Rebecca Ferguson, the highlight of Villeneuve’s first film, excels here. The decision to delay her daughter Alia’s (Anya Taylor-Joy) birth pays eerie dividends, as the awakened unborn fetus speaks to and through her with unpleasantly adult affect, lending the Lady Jessica a disturbing aura. Her cynical utilization of cultural messianic myths seeded by her order, the Bene Gesserit, among the indigenous Fremen comes off as deeply chilling, a hideous analogue to contemporary American instrumentalization of religious tensions and fundamentalism at home and abroad. Paul’s resistance to this manufactured destiny gives Chalamet a lot to chew on, and he acquits himself admirably, especially in his action scenes. His duel with Feyd Rautha is a beautiful piece of choreography, the tension of it really improved by Paul’s serious injury, the knife sticking out of him like the spear that pierced Christ’s side. There’s a frisson of horror to it all, a sense of this young man, ultimately still a boy in many ways, giving himself up to cultural and maternal pressures he can’t understand, making himself a conduit for unimaginable violence in order to exercise even the illusion of control over his own existence.

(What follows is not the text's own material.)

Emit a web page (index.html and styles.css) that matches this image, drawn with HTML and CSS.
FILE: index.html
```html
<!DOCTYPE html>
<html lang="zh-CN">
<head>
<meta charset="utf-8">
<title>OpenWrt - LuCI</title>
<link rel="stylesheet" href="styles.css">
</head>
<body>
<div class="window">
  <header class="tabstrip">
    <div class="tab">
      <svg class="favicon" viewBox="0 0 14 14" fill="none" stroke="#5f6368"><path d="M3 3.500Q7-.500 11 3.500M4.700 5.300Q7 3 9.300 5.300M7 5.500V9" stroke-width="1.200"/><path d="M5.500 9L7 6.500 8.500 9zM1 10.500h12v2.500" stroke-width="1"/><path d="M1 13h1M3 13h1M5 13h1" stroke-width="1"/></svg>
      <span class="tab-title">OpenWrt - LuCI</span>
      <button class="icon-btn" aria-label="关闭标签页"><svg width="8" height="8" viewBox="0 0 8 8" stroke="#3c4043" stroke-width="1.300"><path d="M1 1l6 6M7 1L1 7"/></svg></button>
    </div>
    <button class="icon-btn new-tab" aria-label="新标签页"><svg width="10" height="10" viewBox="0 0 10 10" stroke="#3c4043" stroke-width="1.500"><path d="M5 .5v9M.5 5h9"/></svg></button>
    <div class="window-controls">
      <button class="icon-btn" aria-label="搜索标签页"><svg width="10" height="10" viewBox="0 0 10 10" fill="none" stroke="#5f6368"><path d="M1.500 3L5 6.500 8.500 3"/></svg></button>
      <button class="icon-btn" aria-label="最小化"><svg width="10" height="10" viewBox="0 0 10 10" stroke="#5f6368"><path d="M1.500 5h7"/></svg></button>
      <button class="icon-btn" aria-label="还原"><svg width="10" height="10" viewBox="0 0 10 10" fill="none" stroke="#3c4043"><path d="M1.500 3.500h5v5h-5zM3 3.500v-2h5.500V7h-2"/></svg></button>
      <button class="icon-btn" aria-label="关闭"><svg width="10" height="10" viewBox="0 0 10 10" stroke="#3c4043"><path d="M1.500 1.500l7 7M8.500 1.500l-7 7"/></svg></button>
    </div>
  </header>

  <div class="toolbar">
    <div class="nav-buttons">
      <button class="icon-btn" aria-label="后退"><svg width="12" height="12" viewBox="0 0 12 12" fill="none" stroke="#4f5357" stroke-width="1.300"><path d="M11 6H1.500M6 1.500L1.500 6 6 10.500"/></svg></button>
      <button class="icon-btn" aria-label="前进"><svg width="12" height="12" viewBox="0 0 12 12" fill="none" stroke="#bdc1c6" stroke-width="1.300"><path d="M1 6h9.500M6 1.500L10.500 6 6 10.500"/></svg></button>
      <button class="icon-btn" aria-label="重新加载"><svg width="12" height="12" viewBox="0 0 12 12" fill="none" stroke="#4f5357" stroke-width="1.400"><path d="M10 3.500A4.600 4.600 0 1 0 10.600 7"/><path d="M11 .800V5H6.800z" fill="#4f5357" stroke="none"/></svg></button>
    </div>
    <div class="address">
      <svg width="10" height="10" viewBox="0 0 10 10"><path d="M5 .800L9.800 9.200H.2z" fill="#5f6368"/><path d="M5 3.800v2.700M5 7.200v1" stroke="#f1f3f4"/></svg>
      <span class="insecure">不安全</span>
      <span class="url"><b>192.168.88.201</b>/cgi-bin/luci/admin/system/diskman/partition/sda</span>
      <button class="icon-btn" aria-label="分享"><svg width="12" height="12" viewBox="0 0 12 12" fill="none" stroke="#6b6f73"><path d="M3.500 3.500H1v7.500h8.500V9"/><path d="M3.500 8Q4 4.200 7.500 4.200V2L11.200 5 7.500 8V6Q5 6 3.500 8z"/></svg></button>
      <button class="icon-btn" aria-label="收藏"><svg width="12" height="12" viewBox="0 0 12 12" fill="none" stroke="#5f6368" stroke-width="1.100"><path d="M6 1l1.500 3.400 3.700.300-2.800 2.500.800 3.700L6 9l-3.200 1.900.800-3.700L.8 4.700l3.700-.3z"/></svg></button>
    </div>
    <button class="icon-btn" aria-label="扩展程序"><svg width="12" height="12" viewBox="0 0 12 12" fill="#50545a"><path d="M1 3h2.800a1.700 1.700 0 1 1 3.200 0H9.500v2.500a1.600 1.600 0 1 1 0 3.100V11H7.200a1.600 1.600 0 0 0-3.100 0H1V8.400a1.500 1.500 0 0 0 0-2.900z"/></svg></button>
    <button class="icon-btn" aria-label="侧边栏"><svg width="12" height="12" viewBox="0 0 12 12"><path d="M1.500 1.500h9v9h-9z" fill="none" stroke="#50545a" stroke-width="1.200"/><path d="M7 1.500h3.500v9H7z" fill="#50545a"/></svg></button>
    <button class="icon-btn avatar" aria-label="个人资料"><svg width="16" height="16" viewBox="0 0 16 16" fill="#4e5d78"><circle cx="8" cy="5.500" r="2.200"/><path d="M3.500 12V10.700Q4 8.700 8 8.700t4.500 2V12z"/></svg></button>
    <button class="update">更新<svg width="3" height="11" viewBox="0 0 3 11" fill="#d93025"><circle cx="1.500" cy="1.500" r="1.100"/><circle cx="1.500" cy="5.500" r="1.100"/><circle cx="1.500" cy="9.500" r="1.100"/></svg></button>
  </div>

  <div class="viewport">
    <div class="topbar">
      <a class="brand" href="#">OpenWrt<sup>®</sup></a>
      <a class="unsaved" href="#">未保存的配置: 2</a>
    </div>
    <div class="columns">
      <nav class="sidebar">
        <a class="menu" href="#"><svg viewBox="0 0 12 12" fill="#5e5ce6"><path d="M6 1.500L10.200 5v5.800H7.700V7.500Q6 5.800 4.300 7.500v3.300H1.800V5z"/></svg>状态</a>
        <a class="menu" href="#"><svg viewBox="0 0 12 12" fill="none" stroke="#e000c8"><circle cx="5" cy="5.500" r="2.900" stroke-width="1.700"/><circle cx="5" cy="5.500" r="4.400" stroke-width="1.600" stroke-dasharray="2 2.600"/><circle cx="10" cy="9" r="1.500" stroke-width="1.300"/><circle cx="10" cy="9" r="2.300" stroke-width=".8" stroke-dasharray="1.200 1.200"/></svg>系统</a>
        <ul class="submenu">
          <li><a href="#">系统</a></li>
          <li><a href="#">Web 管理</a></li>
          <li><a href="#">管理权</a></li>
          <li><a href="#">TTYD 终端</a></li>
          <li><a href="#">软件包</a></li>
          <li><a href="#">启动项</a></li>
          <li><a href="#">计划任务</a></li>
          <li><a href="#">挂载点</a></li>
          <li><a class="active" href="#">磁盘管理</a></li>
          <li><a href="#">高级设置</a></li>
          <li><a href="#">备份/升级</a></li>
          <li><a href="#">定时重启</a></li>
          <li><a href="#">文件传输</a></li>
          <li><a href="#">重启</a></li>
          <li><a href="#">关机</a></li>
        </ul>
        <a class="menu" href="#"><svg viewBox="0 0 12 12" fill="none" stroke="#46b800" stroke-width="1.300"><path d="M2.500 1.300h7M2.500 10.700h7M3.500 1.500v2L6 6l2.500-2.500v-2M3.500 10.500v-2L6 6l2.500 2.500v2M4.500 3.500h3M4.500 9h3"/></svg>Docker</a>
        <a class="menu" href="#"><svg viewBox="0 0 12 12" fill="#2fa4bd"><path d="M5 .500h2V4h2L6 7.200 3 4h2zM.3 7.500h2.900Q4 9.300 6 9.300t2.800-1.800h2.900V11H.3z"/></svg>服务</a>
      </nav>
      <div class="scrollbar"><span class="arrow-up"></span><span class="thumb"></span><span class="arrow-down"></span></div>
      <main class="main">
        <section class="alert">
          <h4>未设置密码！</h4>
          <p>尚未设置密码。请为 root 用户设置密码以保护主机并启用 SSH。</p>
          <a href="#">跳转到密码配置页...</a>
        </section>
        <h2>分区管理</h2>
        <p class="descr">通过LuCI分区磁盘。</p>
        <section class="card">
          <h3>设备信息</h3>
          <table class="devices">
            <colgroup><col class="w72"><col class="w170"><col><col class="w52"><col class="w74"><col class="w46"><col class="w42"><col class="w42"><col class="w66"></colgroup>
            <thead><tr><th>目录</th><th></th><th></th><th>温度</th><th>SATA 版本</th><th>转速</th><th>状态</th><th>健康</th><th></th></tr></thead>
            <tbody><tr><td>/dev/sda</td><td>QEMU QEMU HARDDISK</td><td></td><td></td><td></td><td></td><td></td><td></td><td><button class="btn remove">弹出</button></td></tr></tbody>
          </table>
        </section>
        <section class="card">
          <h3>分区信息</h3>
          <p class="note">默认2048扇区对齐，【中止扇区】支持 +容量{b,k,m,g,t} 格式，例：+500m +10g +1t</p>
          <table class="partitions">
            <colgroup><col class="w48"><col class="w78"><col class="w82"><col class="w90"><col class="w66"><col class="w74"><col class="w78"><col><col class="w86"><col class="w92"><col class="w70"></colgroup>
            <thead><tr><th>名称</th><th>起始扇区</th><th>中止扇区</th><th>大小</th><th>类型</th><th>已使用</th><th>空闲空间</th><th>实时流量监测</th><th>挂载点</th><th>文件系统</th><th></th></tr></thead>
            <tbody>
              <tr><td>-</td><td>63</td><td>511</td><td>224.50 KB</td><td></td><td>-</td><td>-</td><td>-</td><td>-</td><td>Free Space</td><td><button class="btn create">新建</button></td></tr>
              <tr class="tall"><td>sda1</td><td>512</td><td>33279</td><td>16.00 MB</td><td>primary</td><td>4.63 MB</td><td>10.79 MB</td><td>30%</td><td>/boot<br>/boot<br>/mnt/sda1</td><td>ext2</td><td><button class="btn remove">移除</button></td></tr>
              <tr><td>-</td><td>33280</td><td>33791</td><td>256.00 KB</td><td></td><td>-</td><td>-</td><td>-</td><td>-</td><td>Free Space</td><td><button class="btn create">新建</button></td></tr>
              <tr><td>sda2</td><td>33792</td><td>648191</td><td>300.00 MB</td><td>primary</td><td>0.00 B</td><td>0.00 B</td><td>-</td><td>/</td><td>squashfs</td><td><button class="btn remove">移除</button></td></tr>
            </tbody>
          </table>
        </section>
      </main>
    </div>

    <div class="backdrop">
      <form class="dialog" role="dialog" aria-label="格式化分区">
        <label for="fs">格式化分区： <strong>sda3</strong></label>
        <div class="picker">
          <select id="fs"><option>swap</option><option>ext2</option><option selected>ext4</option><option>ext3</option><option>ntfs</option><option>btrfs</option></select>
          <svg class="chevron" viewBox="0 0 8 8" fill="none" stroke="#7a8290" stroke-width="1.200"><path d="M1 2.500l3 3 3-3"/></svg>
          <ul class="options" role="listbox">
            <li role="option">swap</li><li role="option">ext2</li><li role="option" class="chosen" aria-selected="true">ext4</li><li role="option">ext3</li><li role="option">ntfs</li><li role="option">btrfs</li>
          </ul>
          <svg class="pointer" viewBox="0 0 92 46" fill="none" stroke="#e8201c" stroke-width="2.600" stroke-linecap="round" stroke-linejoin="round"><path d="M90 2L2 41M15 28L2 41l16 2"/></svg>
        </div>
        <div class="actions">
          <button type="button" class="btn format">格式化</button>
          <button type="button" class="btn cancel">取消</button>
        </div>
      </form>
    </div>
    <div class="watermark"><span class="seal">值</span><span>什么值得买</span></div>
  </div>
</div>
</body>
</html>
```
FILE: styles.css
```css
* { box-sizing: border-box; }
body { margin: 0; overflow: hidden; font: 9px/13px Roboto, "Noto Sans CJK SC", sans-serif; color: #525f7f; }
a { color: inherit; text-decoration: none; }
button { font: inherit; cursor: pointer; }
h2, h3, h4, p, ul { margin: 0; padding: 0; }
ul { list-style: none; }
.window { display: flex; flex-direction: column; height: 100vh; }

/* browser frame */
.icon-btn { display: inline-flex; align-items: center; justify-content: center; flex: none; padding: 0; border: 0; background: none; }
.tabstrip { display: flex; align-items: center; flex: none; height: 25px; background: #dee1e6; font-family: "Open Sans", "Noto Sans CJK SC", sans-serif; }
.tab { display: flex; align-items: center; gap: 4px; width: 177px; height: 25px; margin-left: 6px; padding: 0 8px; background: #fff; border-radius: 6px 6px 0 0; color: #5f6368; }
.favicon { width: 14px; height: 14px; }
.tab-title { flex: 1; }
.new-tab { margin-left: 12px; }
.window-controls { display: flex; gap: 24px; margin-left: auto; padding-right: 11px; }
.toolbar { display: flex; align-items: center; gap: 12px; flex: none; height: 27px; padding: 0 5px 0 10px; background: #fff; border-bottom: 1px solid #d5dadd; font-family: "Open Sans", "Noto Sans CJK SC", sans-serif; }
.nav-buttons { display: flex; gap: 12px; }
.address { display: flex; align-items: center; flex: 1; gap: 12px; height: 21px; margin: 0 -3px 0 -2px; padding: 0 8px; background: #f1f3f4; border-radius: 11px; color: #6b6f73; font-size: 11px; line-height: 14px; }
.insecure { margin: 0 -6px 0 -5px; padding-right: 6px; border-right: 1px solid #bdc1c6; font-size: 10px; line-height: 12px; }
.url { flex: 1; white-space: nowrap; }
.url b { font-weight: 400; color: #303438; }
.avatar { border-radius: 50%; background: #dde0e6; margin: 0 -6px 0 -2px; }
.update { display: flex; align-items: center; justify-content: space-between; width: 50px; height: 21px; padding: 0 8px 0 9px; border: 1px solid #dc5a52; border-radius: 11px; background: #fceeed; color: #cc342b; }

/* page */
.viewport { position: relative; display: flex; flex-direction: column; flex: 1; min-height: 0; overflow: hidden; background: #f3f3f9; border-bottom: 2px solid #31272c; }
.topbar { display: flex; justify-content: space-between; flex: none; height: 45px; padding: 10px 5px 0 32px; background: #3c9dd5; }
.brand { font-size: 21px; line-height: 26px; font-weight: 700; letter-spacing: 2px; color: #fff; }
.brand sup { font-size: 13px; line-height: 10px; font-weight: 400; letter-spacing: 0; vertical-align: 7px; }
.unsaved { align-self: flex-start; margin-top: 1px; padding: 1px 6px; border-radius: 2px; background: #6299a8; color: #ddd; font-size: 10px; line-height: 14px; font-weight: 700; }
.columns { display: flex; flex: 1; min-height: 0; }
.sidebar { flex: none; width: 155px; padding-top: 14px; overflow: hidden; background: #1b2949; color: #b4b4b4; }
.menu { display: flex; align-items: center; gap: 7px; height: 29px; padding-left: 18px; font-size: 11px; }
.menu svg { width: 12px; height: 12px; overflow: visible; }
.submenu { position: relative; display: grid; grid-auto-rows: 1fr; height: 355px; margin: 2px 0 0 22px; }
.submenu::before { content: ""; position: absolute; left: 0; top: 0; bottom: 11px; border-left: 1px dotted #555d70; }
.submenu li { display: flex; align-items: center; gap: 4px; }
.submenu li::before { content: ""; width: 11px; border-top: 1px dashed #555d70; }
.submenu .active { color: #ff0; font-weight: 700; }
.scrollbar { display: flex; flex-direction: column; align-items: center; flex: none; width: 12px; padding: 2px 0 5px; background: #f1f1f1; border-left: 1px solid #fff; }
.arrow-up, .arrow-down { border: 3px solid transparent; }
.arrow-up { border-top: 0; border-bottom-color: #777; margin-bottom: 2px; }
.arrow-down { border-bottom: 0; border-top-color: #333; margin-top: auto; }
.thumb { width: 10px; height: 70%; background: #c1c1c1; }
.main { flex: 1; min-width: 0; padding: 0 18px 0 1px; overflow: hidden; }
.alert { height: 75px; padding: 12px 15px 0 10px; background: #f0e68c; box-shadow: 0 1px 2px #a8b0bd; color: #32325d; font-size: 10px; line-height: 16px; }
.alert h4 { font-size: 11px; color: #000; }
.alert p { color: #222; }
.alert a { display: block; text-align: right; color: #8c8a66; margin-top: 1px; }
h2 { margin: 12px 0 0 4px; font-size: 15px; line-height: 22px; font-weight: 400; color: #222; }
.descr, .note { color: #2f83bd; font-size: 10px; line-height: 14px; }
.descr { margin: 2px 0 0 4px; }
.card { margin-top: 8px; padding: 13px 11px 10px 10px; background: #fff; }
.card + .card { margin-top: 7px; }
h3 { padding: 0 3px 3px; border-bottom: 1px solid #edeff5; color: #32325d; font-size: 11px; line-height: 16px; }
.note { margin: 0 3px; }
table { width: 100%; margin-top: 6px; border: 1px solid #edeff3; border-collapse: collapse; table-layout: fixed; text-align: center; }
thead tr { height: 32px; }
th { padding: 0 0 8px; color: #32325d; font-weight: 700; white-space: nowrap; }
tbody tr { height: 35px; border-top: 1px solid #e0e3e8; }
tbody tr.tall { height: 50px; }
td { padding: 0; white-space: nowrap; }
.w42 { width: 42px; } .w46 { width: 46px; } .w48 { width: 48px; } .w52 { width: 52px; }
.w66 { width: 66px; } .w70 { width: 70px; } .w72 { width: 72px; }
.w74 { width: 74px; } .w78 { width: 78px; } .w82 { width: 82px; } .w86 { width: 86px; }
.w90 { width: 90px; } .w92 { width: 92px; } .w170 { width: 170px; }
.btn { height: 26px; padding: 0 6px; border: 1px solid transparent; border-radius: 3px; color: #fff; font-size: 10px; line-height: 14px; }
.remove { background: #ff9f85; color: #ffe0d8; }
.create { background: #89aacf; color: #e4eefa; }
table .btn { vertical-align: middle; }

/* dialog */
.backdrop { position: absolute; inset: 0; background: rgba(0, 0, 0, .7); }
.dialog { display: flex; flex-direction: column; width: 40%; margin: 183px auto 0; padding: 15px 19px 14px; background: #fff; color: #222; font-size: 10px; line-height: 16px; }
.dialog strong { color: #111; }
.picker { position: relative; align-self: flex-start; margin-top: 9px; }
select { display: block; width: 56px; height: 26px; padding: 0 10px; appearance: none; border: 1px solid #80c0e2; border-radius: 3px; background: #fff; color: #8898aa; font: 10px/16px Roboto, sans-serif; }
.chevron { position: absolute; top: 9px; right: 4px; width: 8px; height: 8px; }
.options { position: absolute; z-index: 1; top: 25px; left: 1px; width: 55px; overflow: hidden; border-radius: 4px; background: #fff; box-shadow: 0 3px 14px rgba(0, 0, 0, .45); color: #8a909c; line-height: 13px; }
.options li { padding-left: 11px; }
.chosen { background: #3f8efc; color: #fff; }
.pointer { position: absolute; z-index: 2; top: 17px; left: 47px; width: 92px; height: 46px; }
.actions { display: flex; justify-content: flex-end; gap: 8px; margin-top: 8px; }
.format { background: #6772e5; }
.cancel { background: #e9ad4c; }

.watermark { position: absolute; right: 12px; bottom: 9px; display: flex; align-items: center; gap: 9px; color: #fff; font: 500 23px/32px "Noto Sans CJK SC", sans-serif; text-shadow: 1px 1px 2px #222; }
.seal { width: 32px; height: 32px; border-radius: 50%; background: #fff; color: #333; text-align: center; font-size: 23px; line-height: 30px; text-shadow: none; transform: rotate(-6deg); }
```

There are things I don’t love going on here, to be sure. Gurney Halleck’s (Josh Brolin) vendetta against Rabban Harkonnen (Dave Bautista) is pretty much a wet fart start to finish, an attempt to mine a meaningful subplot out of two mediocre lines. I’m still not sold on Hans Zimmer’s guitar-heavy score. Baron Harkonnen’s (Stellan Skarsgård) fat suit remains a failure of makeup and imagination, making him look more like a potato than a fat person. But even then, his death scene is wonderfully abject, the image of his body swarming with flies in the desert shocking and inhuman. And the good stuff, man, it makes it easy to forget these fleeting weaknesses. Zendaya and Chalamet have excellent chemistry, and she’s so genuine and sincere as Chani, a performance supported by Villeneuve’s decision to make her his foil instead of his native love interest. Javier Bardem is equal parts affecting and hilarious as Stilgar, whose excited hiss of “the Mahdi is too humble to admit he’s the Mahdi — even more proof that he is the Mahdi!” feels like something straight out of Monty Python’s Life of Brian. Dune’s second half is a real joy, full of breakneck momentum, sensual pleasures, and exciting design.